双层格栅桨搅拌容器内气液两相混合

为了提高搅拌容器内的气液混合效果, 在标准Rushton桨的基础上, 用格栅圆盘代替实体圆盘, 设计一种格栅搅拌桨。采用计算流体力学的方法, 研究双层格栅桨的气液混合性能, 并与标准Rushton桨进行了对比。研究结果表明: 在所研究的工况条件下, 双层格栅桨搅拌容器内的流型仍为典型的双循环流动结构, 但搅拌桨附近流体的轴向速度和泵送能力得到了提高, 改善了搅拌桨附近、上下两层桨之间以及搅拌容器上方区域内气体的分散状态。就搅拌功率而言, 双层格栅桨通气前的功率准数比标准Rushton桨约低5%, 具有一定的节能效应; 通气后双层格栅桨的相对功率需求约大8%, 气液混合效率略高。

Gas-liquid mixing in a dual grid-disc impeller stirred vessel

In order to improve the gas-fluid mixing efficiency in the stirred vessel, by replacing the solid disc of standard Rushton impeller (RT) with a grid disc, the grid-disc Rushton impeller (RT-G) was designed. Grid independence test was completed. Gas holdup distributions of dual RT were numerically studied by the computational fluid dynamics (CFD) technique and compared with the literature data so as to validate the reliability of the numerical model and simulation method.
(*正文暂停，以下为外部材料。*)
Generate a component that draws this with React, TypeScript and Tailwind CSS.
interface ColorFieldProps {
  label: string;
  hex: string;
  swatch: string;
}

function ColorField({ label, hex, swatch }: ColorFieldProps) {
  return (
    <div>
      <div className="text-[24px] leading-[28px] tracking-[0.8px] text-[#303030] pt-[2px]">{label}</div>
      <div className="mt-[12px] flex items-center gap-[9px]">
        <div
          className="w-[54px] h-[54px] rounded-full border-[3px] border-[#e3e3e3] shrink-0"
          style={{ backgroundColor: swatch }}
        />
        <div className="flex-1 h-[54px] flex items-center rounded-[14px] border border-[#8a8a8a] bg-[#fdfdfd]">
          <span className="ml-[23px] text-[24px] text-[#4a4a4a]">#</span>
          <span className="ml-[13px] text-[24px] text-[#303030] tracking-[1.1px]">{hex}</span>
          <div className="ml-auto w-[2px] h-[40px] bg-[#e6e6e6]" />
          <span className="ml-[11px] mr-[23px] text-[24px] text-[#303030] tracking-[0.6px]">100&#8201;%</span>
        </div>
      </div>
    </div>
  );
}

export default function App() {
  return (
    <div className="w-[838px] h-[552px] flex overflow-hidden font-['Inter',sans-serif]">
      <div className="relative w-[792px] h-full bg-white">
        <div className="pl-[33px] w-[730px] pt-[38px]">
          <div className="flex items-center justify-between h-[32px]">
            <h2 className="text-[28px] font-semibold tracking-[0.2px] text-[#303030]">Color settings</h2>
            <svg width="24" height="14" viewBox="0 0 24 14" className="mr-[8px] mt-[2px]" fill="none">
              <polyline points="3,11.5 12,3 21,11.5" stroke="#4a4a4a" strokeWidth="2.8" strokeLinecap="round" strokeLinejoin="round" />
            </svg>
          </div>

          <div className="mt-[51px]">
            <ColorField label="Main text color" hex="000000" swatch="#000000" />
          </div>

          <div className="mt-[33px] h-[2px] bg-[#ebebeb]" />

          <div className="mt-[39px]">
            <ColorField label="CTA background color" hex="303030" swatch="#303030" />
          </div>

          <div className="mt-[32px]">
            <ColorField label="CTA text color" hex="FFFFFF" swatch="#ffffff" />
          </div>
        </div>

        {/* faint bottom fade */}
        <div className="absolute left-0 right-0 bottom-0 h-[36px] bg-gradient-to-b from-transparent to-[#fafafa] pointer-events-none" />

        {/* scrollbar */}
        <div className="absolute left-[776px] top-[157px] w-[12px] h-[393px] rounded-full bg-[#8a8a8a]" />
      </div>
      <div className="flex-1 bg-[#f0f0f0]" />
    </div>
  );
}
The same numerical strategy was used to investigate the gas-liquid hydrodynamics of dual RT-G. Results were compared with those of dual RT and it was found that, under the operating condition studied here, dual RT-G had the same double-circulation flow field structure as RT. However, fluid axial velocity around the two RT-G impellers and axial pumping capacity could be enhanced, which contributed to improve the gas distribution state especially in regions adjacent to the impellers, between the upper and lower impeller, as well as in the top area of the stirred vessel. In terms of power consumption, the power number of dual RT-G before gassing was about 5% lower than that of dual RT, which indicated that RT-G was more energy-saving. The relative power demand (RPD) of dual RT-G after gassing was about 8% higher than dual RT, and accordingly was more efficient in gas dispersing.